The Lord doesn’t create people to be artists, at least not vocationally. That is what I believed when I enrolled in Wheaton College. Wheaton was my shining beacon of hope for a ‘practical’ course of study— to leave behind the idealistic pursuits of my first eighteen years. As it has come to be, the Lord had other plans to me, and led me to study theater at the place I came to escape it.
I became an Interdisciplinary Studies (IDS) major near the end of my freshman year, and the program has redefined my approach to learning. IDS has taught me not only how to go deeply into a field, but has also taught me a sensitivity whereby all things are now relevant. I find myself hungry and humbly expectant before every chapel, general education class, and day of work, in a way I never before knew. IDS has taught me that there are no strict bounds to knowledge, but rather, although I am an artist, it is both conceited and false to believe my discipline stands isolated from the world. Therefore, when I approach any studies, be it a lecture on the psychology of eating disorders or a physics project on wave refraction, it has the potential to affect my art in a way I could not have anticipated. The training of IDS, has been to accept that knowledge is not created in segmented columns, but rather flows from a central source, whose various rays therefore inevitably reflect and feed one another.
My time at Wheaton has exposed me to the possibility of theatre as a legitimate calling for the orthodox Christian. Before every show that Arena Theater produces, we gather on our stage for a time of corporate prayer for our work and the audience with whom we are about to share that work. After the show, and before we go out to thank any of our audience members, we gather back together in a circle in our dressing room and sing the Doxology, thanking God for the work in which he has just allowed us to be co-creators. The integration of Christian faith with the life of the actor though, extends far beyond mere pre- and post-performance rituals. My mindset as an IDS student means that the various disciplines of my life know no bounds, only relevancy; and my training in theatre means that I instinctively approach ministry and the church through the lens of an actor. Worship and liturgy, like good acting, are a bouquet of repeatable actions, intended to allow those doing them to transition from their outside lives to a separate space and time, and all done with the intent of telling a story.

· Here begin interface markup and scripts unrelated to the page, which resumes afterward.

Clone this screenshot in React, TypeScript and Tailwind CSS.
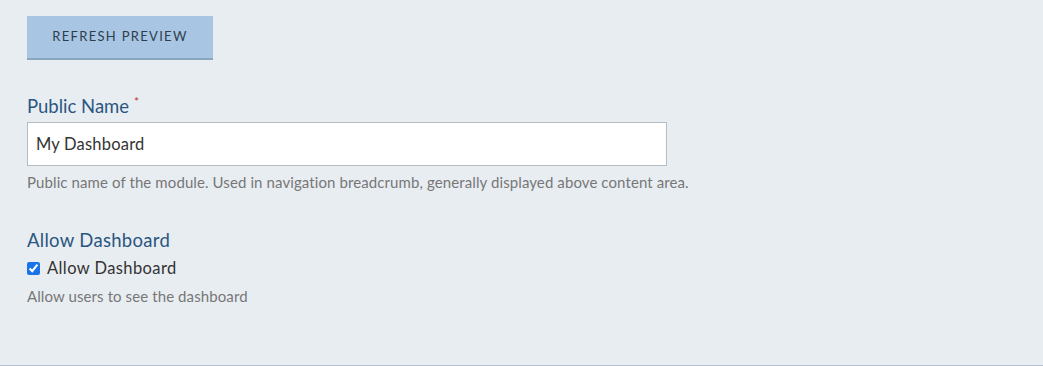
import React from 'react';

export default function App() {
  return (
    <div className="min-h-[366px] w-full bg-[#e8edf2] border-b border-[#b9c2cc] font-['Lato',sans-serif]">
      <div className="px-[27px] pt-4 pb-[58px]">
        <button className="h-11 w-[186px] bg-[#a8c6e3] border-b-2 border-[#8da6bf] text-[13px] tracking-[0.1em] text-[#2f3d4c] uppercase">
          Refresh Preview
        </button>

        {/* Public name field */}
        <div className="mt-[34px]">
          <label className="flex items-start gap-[5px] text-[18.5px] leading-6 text-[#2b5680]">
            Public Name
            <span className="text-[12px] leading-4 text-[#c0392b]">*</span>
          </label>
          <input
            type="text"
            defaultValue="My Dashboard"
            className="mt-1 block h-11 w-[640px] bg-white border border-[#b3bbc3] px-2 text-[16.5px] tracking-[0.2px] text-[#333] outline-none"
          />
          <p className="mt-[6px] text-[15px] leading-5 tracking-[0.1px] text-[#777]">
            Public name of the module. Used in navigation breadcrumb, generally displayed above content area.
          </p>
        </div>

        {/* Allow dashboard */}
        <div className="mt-[36px]">
          <div className="text-[18.5px] leading-6 tracking-[0.3px] text-[#2b5680]">Allow Dashboard</div>
          <label className="mt-1 flex items-center gap-[7px] text-[16.5px] leading-6 tracking-[0.4px] text-[#333]">
            <input type="checkbox" defaultChecked className="m-0 h-[13px] w-[13px] accent-[#1a73e8]" />
            Allow Dashboard
          </label>
          <p className="mt-[6px] text-[15px] leading-5 tracking-[0.1px] text-[#777]">Allow users to see the dashboard</p>
        </div>
      </div>
    </div>
  );
}
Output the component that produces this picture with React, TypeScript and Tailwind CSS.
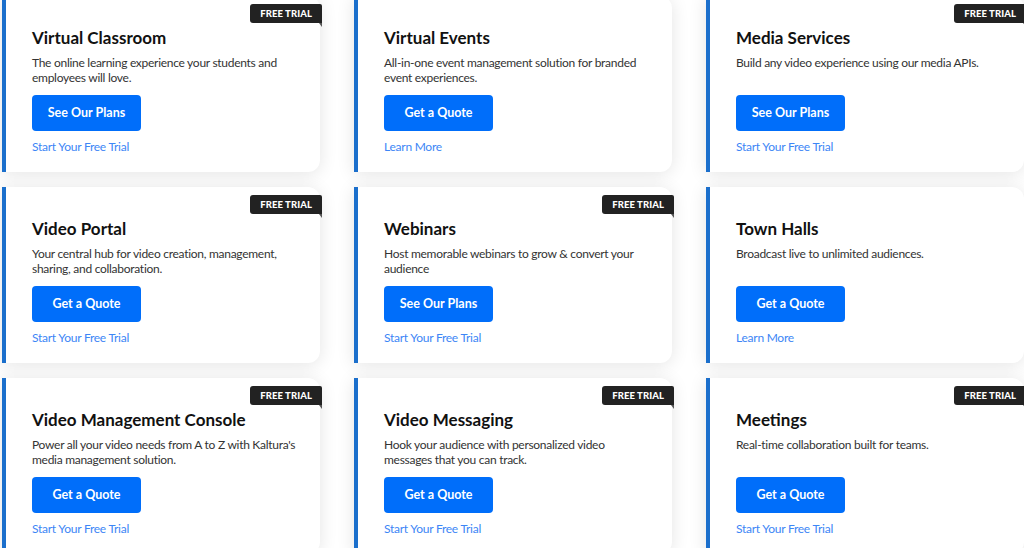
import React from 'react';

interface Product {
  title: string;
  description: string;
  cta: string;
  link: string;
  freeTrial: boolean;
}

const products: Product[] = [
  {
    title: 'Virtual Classroom',
    description: 'The online learning experience your students and employees will love.',
    cta: 'See Our Plans',
    link: 'Start Your Free Trial',
    freeTrial: true,
  },
  {
    title: 'Virtual Events',
    description: 'All-in-one event management solution for branded event experiences.',
    cta: 'Get a Quote',
    link: 'Learn More',
    freeTrial: false,
  },
  {
    title: 'Media Services',
    description: 'Build any video experience using our media APIs.',
    cta: 'See Our Plans',
    link: 'Start Your Free Trial',
    freeTrial: true,
  },
  {
    title: 'Video Portal',
    description: 'Your central hub for video creation, management, sharing, and collaboration.',
    cta: 'Get a Quote',
    link: 'Start Your Free Trial',
    freeTrial: true,
  },
  {
    title: 'Webinars',
    description: 'Host memorable webinars to grow & convert your audience',
    cta: 'See Our Plans',
    link: 'Start Your Free Trial',
    freeTrial: true,
  },
  {
    title: 'Town Halls',
    description: 'Broadcast live to unlimited audiences.',
    cta: 'Get a Quote',
    link: 'Learn More',
    freeTrial: false,
  },
  {
    title: 'Video Management Console',
    description: "Power all your video needs from A to Z with Kaltura's media management solution.",
    cta: 'Get a Quote',
    link: 'Start Your Free Trial',
    freeTrial: true,
  },
  {
    title: 'Video Messaging',
    description: 'Hook your audience with personalized video messages that you can track.',
    cta: 'Get a Quote',
    link: 'Start Your Free Trial',
    freeTrial: true,
  },
  {
    title: 'Meetings',
    description: 'Real-time collaboration built for teams.',
    cta: 'Get a Quote',
    link: 'Start Your Free Trial',
    freeTrial: true,
  },
];

const FreeTrialBadge = () => (
  <div className="absolute top-2 right-[-2px]">
    <div className="h-[19px] px-[10px] bg-[#222222] rounded-l-[3px] rounded-tr-[2px] flex items-center">
      <span className="text-[9.5px] font-black tracking-[0.1px] text-white leading-none">FREE TRIAL</span>
    </div>
    <div className="absolute right-0 top-[19px] w-0 h-0 border-t-[4px] border-t-[#555555] border-l-[3px] border-l-transparent" />
  </div>
);

const ProductCard = ({ product }: { product: Product }) => (
  <div className="relative h-[176px] bg-white border-l-4 border-[#1b6fcc] rounded-r-[12px] shadow-[0_2px_18px_rgba(0,0,0,0.11)] pl-[26px] pt-[31px]">
    {product.freeTrial && <FreeTrialBadge />}
    <h3 className="text-[17px] leading-[22px] font-bold text-[#111111]">{product.title}</h3>
    <p className="mt-[6px] h-[30px] w-[268px] text-[12px] leading-[15px] tracking-[-0.28px] text-[#333333]">
      {product.description}
    </p>
    <button className="mt-[10px] w-[109px] h-[36px] rounded-[4px] bg-[#006efa] text-white text-[12.5px] font-bold">
      {product.cta}
    </button>
    <a href="#" className="block mt-[8px] text-[12px] leading-[16px] tracking-[-0.25px] text-[#3d86f6]">
      {product.link}
    </a>
  </div>
);

export default function App() {
  return (
    <div
      className="w-[1024px] h-[548px] overflow-hidden bg-white"
      style={{ fontFamily: 'Lato, "Open Sans", sans-serif' }}
    >
      <div className="grid grid-cols-[318px_318px_318px] gap-x-[34px] gap-y-[15px] pl-[2px] -mt-[4px]">
        {products.map((p) => (
          <ProductCard key={p.title} product={p} />
        ))}
      </div>
    </div>
  );
}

I have come to believe in my time at Wheaton that the central pursuit of the Christian is that of the actor, and as I go out from this place, this framework will be one I continue to fall back on as a vehicle of balance and self-examination. An actor, when rehearsing any scene, asks herself three questions. First— what is my objective; or, what do I want? Second— what is my obstacle? Third— based on my objective and my obstacle, what tactic will I use to achieve my goals? Bad actors play adjectives: happy, sad, angry, and so forth. Good actors play verbs. They manipulate, revel, entice, or guilt; and the best actors are those who choose verbs which are well-suited to their objectives and their obstacles. This is because we are dynamic creatures, not static ones— we are not adjectives; we are verbs. The task of the Christian is the same. We have an objective; we have various obstacles at different scenes in our life; and we have tactics that we use to pursue those objectives, though we more often refer to them as “habits” or “practices.” I have found that my peers who struggle with their faith at Wheaton have most often made one of the two actor mistakes. They have either attempted to be an adjective—holy, intelligent or successful—instead of a verb; or they have failed to identify their objective and their obstacle. If you do not know what you are oriented towards, you can not hope to identify what is in your way; and if you have not identified what is in your way, you have no chance at striving to combat it. Such a strong Christian community as Wheaton has the danger of insulating its members in an environment which communicates that if life with God is their present objective, they have no present obstacles. With no obstacle, the actor has no way to chose her tactic, and falls back into the paralyzing and debilitating habit of playing an adjective instead. The lens of the actor addresses the cognitive nature of both problems, but also offers an embodied solution based on daily actions and postures. The study of theater has given me a framework through which to view the scene I wake up into every morning. God creates the actor. The fall creates objectives. Christ came to reorient and recreate our aims. The Holy Spirit allows us to see our objectives, and our volition is to take in this scene and respond appropriately and actively.
This vision of holistic, embodied, and action-based education has taken hold of my Wheaton experience and has colored the way I view my academics, my relationships, my faith, and my art. All knowledge is the outpouring of a good God; one who is as present in the theater as anywhere in his creation. As I move from this place toward further study or the workforce, I am grateful to be taking these lessons with me.